:: The exercise ::
Images should be left out, and everything else in the listing reproduced exactly.

# # # # # # #

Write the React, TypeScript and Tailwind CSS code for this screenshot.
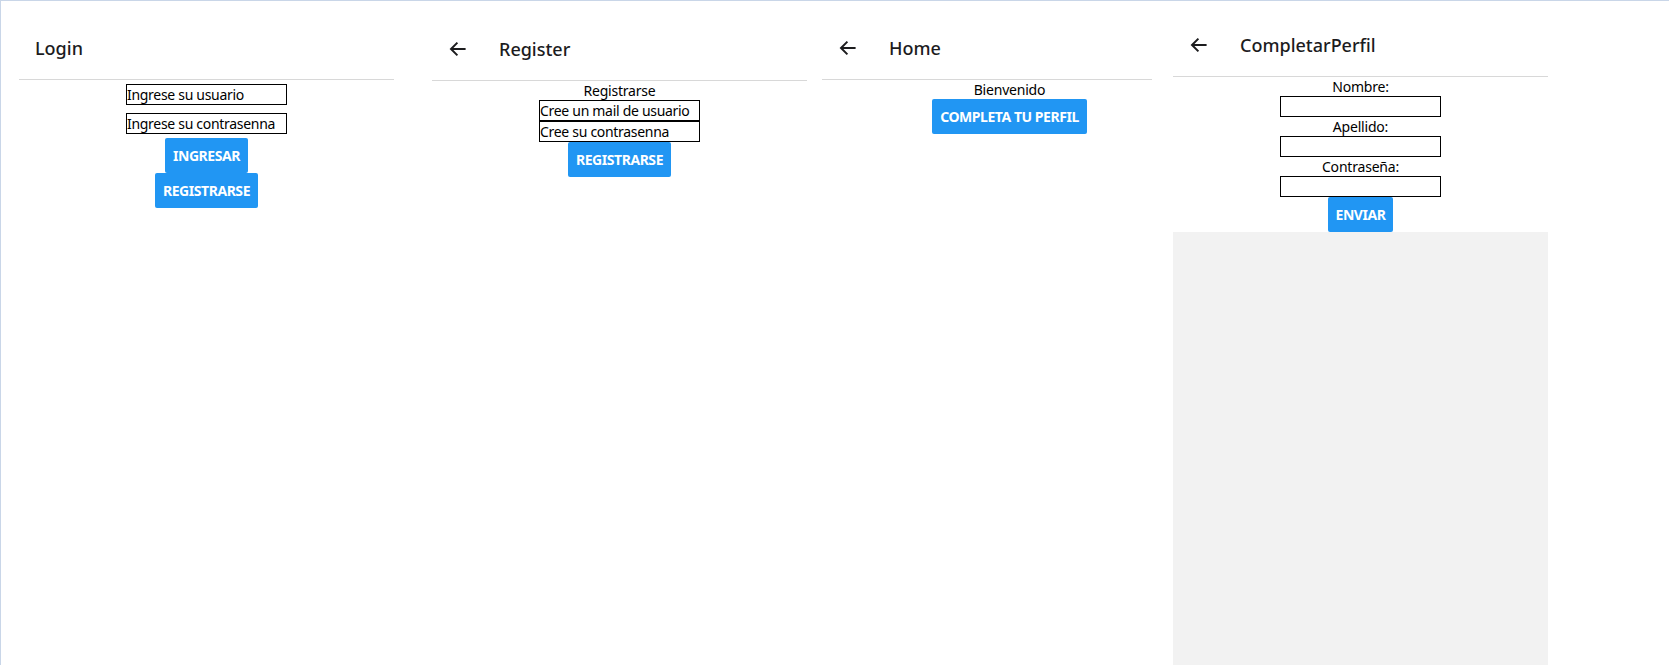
import React from "react";

const FONT = "font-['Segoe_UI','Noto_Sans','Open_Sans',sans-serif]";

const Arrow = () => (
  <svg width="24" height="24" viewBox="0 0 24 24" className="shrink-0">
    <path
      d="M19.6 12H5.2M11.4 5.6L5 12l6.4 6.4"
      fill="none"
      stroke="#1c1c1e"
      strokeWidth="2"
      strokeLinecap="butt"
      strokeLinejoin="miter"
    />
  </svg>
);

const Header = ({ title, back, w = "w-[375px]" }: { title: string; back?: boolean; w?: string }) => (
  <div className={`${w} h-[64px] shrink-0 flex items-center bg-white border-b border-[#d8d8d8]`}>
    {back ? (
      <>
        <div className="ml-[14px]">
          <Arrow />
        </div>
        <span className="ml-[29px] text-[18px] leading-[24px] font-medium text-[#1c1c1e]">{title}</span>
      </>
    ) : (
      <span className="ml-[16px] text-[18px] leading-[24px] font-medium text-[#1c1c1e]">{title}</span>
    )}
  </div>
);

const Btn = ({ children }: { children: React.ReactNode }) => (
  <div className="bg-[#2196f3] rounded-[2px] px-2 py-2 text-white text-[14px] leading-[19px] font-bold tracking-[-0.45px] uppercase">
    {children}
  </div>
);

const Field = ({ value, className = "" }: { value?: string; className?: string }) => (
  <input
    readOnly
    defaultValue={value}
    className={`w-[161px] h-[21px] border border-black bg-white text-black text-[14px] leading-[19px] tracking-[-0.3px] px-0 outline-none ${FONT} ${className}`}
  />
);

export default function App() {
  return (
    <div className={`w-[1669px] h-[665px] bg-white border-t border-l border-[#c9d6e8] flex items-start overflow-hidden text-black text-[14px] leading-[19px] ${FONT}`}>
      {/* Login */}
      <div className="ml-[18px] mt-[15px] w-[375px] shrink-0 flex flex-col">
        <Header title="Login" />
        <div className="flex flex-col items-center">
          <Field value="Ingrese su usuario" className="my-[4px]" />
          <Field value="Ingrese su contrasenna" className="my-[4px]" />
          <Btn>Ingresar</Btn>
          <Btn>Registrarse</Btn>
        </div>
      </div>

      {/* Register */}
      <div className="ml-[38px] mt-[16px] w-[375px] shrink-0 flex flex-col">
        <Header title="Register" back />
        <div className="flex flex-col items-center">
          <span className="tracking-[-0.2px]">Registrarse</span>
          <Field value="Cree un mail de usuario" />
          <Field value="Cree su contrasenna" />
          <Btn>Registrarse</Btn>
        </div>
      </div>

      {/* Home */}
      <div className="ml-[15px] mt-[15px] w-[351px] shrink-0 flex flex-col">
        <Header title="Home" back w="w-[330px]" />
        <div className="w-[375px] flex flex-col items-center">
          <span className="tracking-[-0.2px]">Bienvenido</span>
          <Btn>Completa tu perfil</Btn>
        </div>
      </div>

      {/* CompletarPerfil */}
      <div className="mt-[12px] w-[375px] h-[653px] shrink-0 flex flex-col bg-[#f2f2f2]">
        <Header title="CompletarPerfil" back />
        <div className="flex flex-col items-center bg-white tracking-[-0.2px]">
          <span>Nombre:</span>
          <Field />
          <span>Apellido:</span>
          <Field />
          <span>Contraseña:</span>
          <Field />
          <Btn>Enviar</Btn>
        </div>
        <div className="flex-1 bg-[#f2f2f2]" />
      </div>
    </div>
  );
}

# # # # # # #

:: In response ::
Write the React, TypeScript and Tailwind CSS code for this screenshot.
import React from "react";

const FONT = "font-['Segoe_UI','Noto_Sans','Open_Sans',sans-serif]";

const Arrow = () => (
  <svg width="24" height="24" viewBox="0 0 24 24" className="shrink-0">
    <path
      d="M19.6 12H5.2M11.4 5.6L5 12l6.4 6.4"
      fill="none"
      stroke="#1c1c1e"
      strokeWidth="2"
      strokeLinecap="butt"
      strokeLinejoin="miter"
    />
  </svg>
);

const Header = ({ title, back, w = "w-[375px]" }: { title: string; back?: boolean; w?: string }) => (
  <div className={`${w} h-[64px] shrink-0 flex items-center bg-white border-b border-[#d8d8d8]`}>
    {back ? (
      <>
        <div className="ml-[14px]">
          <Arrow />
        </div>
        <span className="ml-[29px] text-[18px] leading-[24px] font-medium text-[#1c1c1e]">{title}</span>
      </>
    ) : (
      <span className="ml-[16px] text-[18px] leading-[24px] font-medium text-[#1c1c1e]">{title}</span>
    )}
  </div>
);

const Btn = ({ children }: { children: React.ReactNode }) => (
  <div className="bg-[#2196f3] rounded-[2px] px-2 py-2 text-white text-[14px] leading-[19px] font-bold tracking-[-0.45px] uppercase">
    {children}
  </div>
);

const Field = ({ value, className = "" }: { value?: string; className?: string }) => (
  <input
    readOnly
    defaultValue={value}
    className={`w-[161px] h-[21px] border border-black bg-white text-black text-[14px] leading-[19px] tracking-[-0.3px] px-0 outline-none ${FONT} ${className}`}
  />
);

export default function App() {
  return (
    <div className={`w-[1669px] h-[665px] bg-white border-t border-l border-[#c9d6e8] flex items-start overflow-hidden text-black text-[14px] leading-[19px] ${FONT}`}>
      {/* Login */}
      <div className="ml-[18px] mt-[15px] w-[375px] shrink-0 flex flex-col">
        <Header title="Login" />
        <div className="flex flex-col items-center">
          <Field value="Ingrese su usuario" className="my-[4px]" />
          <Field value="Ingrese su contrasenna" className="my-[4px]" />
          <Btn>Ingresar</Btn>
          <Btn>Registrarse</Btn>
        </div>
      </div>

      {/* Register */}
      <div className="ml-[38px] mt-[16px] w-[375px] shrink-0 flex flex-col">
        <Header title="Register" back />
        <div className="flex flex-col items-center">
          <span className="tracking-[-0.2px]">Registrarse</span>
          <Field value="Cree un mail de usuario" />
          <Field value="Cree su contrasenna" />
          <Btn>Registrarse</Btn>
        </div>
      </div>

      {/* Home */}
      <div className="ml-[15px] mt-[15px] w-[351px] shrink-0 flex flex-col">
        <Header title="Home" back w="w-[330px]" />
        <div className="w-[375px] flex flex-col items-center">
          <span className="tracking-[-0.2px]">Bienvenido</span>
          <Btn>Completa tu perfil</Btn>
        </div>
      </div>

      {/* CompletarPerfil */}
      <div className="mt-[12px] w-[375px] h-[653px] shrink-0 flex flex-col bg-[#f2f2f2]">
        <Header title="CompletarPerfil" back />
        <div className="flex flex-col items-center bg-white tracking-[-0.2px]">
          <span>Nombre:</span>
          <Field />
          <span>Apellido:</span>
          <Field />
          <span>Contraseña:</span>
          <Field />
          <Btn>Enviar</Btn>
        </div>
        <div className="flex-1 bg-[#f2f2f2]" />
      </div>
    </div>
  );
}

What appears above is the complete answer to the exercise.